The Spanish Pacific designates the space Spain colonized or aspired to rule in Asia between 1521--with the arrival of Ferdinand Magellan--and 1815--the end of the Manila-Acapulco galleon trade route. It encompasses what we identify today as the Philippines and the Marianas, but also China, Japan, and other parts of Asia that in the Spanish imagination were extensions of its Latin American colonies. This reader provides a selection of documents relevant to the encounters and entanglements that arose in the Spanish Pacific between European, Spanish Americans, and Asians while highlighting the role of natives, mestizos, and women. A-first-of-its-kind, each of the documents in this collection was selected, translated into English, and edited by a different scholar in the field of early modern Spanish Pacific studies, who also provided commentary and bibliography.

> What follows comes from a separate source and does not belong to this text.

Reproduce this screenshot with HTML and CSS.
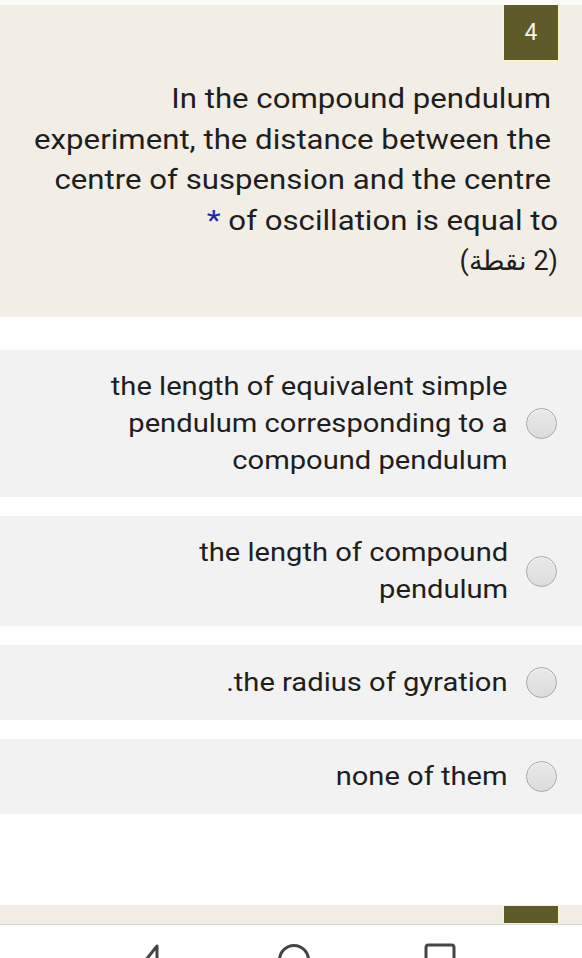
FILE: index.html
```html
<!DOCTYPE html>
<html>
<head>
<meta charset="utf-8">
<link rel="stylesheet" href="styles.css">
</head>
<body>
<div class="page">
  <div class="top-gap"></div>
  <section class="question">
    <div class="badge-row"><div class="badge">4</div></div>
    <div class="q-text" dir="rtl">
      <div class="q-a">In the compound pendulum<br>experiment, the distance between the<br>centre of suspension and the centre</div>
      <div class="q-b">of oscillation is equal to <span class="star">*</span></div>
      <div class="q-c">(2 نقطة)</div>
    </div>
  </section>

  <div class="options">
    <div class="option" dir="rtl">
      <span class="radio"></span>
      <span class="label">the length of equivalent simple<br>pendulum corresponding to a<br>compound pendulum</span>
    </div>
    <div class="option" dir="rtl">
      <span class="radio"></span>
      <span class="label">the length of compound<br>pendulum</span>
    </div>
    <div class="option" dir="rtl">
      <span class="radio"></span>
      <span class="label">the radius of gyration.</span>
    </div>
    <div class="option" dir="rtl">
      <span class="radio"></span>
      <span class="label">none of them</span>
    </div>
  </div>

  <div class="next-strip"><div class="next-badge"></div></div>

  <nav class="navbar">
    <svg class="nav-icon" width="34" height="34" viewBox="0 0 34 34"><path d="M26 3 L26 33 L2 33 Z" fill="none" stroke="#454545" stroke-width="3" stroke-linejoin="round"/></svg>
    <svg class="nav-icon" width="34" height="34" viewBox="0 0 34 34"><circle cx="17" cy="17" r="14.5" fill="none" stroke="#454545" stroke-width="3"/></svg>
    <svg class="nav-icon" width="34" height="34" viewBox="0 0 34 34"><rect x="3" y="2" width="28" height="28" rx="2.5" fill="none" stroke="#454545" stroke-width="3"/></svg>
  </nav>
</div>
</body>
</html>
```
FILE: styles.css
```css
html, body {
  margin: 0;
  padding: 0;
  background: #ffffff;
  overflow: hidden;
}
.page {
  width: 582px;
  height: 958px;
  overflow: hidden;
  font-family: Roboto, "Noto Sans", "Noto Sans CJK SC", sans-serif;
  color: #1e1e1e;
}
.top-gap {
  height: 5px;
  background: #fbfbf8;
}
.question {
  background: #f2eee6;
  height: 312px;
  box-sizing: border-box;
}
.badge-row {
  display: flex;
  justify-content: flex-end;
  padding-right: 23px;
}
.badge {
  width: 56px;
  height: 56px;
  box-sizing: border-box;
  background: #5e5a2a;
  border: 1.5px solid #fff6bd;
  border-top: none;
  color: #f4f2e6;
  font-size: 23px;
  display: flex;
  align-items: center;
  justify-content: center;
}
.q-text {
  margin-top: 18px;
  font-size: 27px;
  line-height: 40.6px;
  text-align: right;
}
.q-a,
.q-b {
  transform: scaleX(1.155);
  transform-origin: right center;
}
.q-a {
  margin-right: 31px;
}
.q-b,
.q-c {
  margin-right: 24px;
}
.star {
  color: #1b2aa6;
  font-size: 28px;
}
.options {
  margin-top: 33px;
  display: flex;
  flex-direction: column;
  gap: 19px;
}
.option {
  background: #f2f2f2;
  display: flex;
  align-items: center;
  padding: 18px 25px 18px 0;
  gap: 18px;
  min-height: 75px;
  box-sizing: border-box;
}
.label {
  font-size: 25px;
  line-height: 37px;
  text-align: right;
  transform: scaleX(1.165);
  transform-origin: right center;
}
.radio {
  flex: none;
  width: 31px;
  height: 31px;
  box-sizing: border-box;
  border-radius: 50%;
  border: 1.5px solid #a9a9a9;
  background: linear-gradient(#e9e9e9, #dcdcdc);
  box-shadow: inset 0 1px 1px #f8f8f8;
}
.next-strip {
  margin-top: 91px;
  height: 19px;
  background: #f1ede5;
  border-bottom: 1.5px solid #d7d7d3;
  display: flex;
  justify-content: flex-end;
  padding-right: 23px;
}
.next-badge {
  width: 56px;
  height: 18px;
  box-sizing: border-box;
  background: #5e5a2a;
  border: 1.5px solid #fff6bd;
  border-bottom: none;
}
.navbar {
  height: 40px;
  background: #ffffff;
  display: flex;
  padding-top: 18px;
}
.nav-icon {
  flex: none;
  display: block;
}
.nav-icon:nth-child(1) { margin-left: 131px; }
.nav-icon:nth-child(2) { margin-left: 112px; }
.nav-icon:nth-child(3) { margin-left: 112px; }
```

Christina H. Lee is Associate Professor of Spanish and Portuguese at Princeton University. She has written extensively about religion and race in the making of the Spanish identity in the early modern period. Her book publications include The Anxiety of Sameness in Early Modern Spain (Manchester UP, 2015), Reading and Writing Subjects in Medieval and Golden Age Spain, with José Luis Gastañaga (Juan de la Cuesta, 2016), Western Visions of the Far East in a Transpacific Age (Routledge, 2012), and the critical edition of Lope de Vega's Los mártires de Japón (Juan de la Cuesta, 2006). Her current book project analyzes forms of dissent in globalized forms of Catholicism in the Spanish Philippines.
Ricardo Padrón is Associate Professor of Spanish at the University of Virginia. He is the author of The Spacious Word: Cartography, Literature and Empire in Early Modern Spain (U of Chicago P, 2004), and The Indies of the Setting Sun: The Pacific and Asia in the Spanish Geopolitical Imagination, 1513-1610 (U of Chicago P, forthcoming).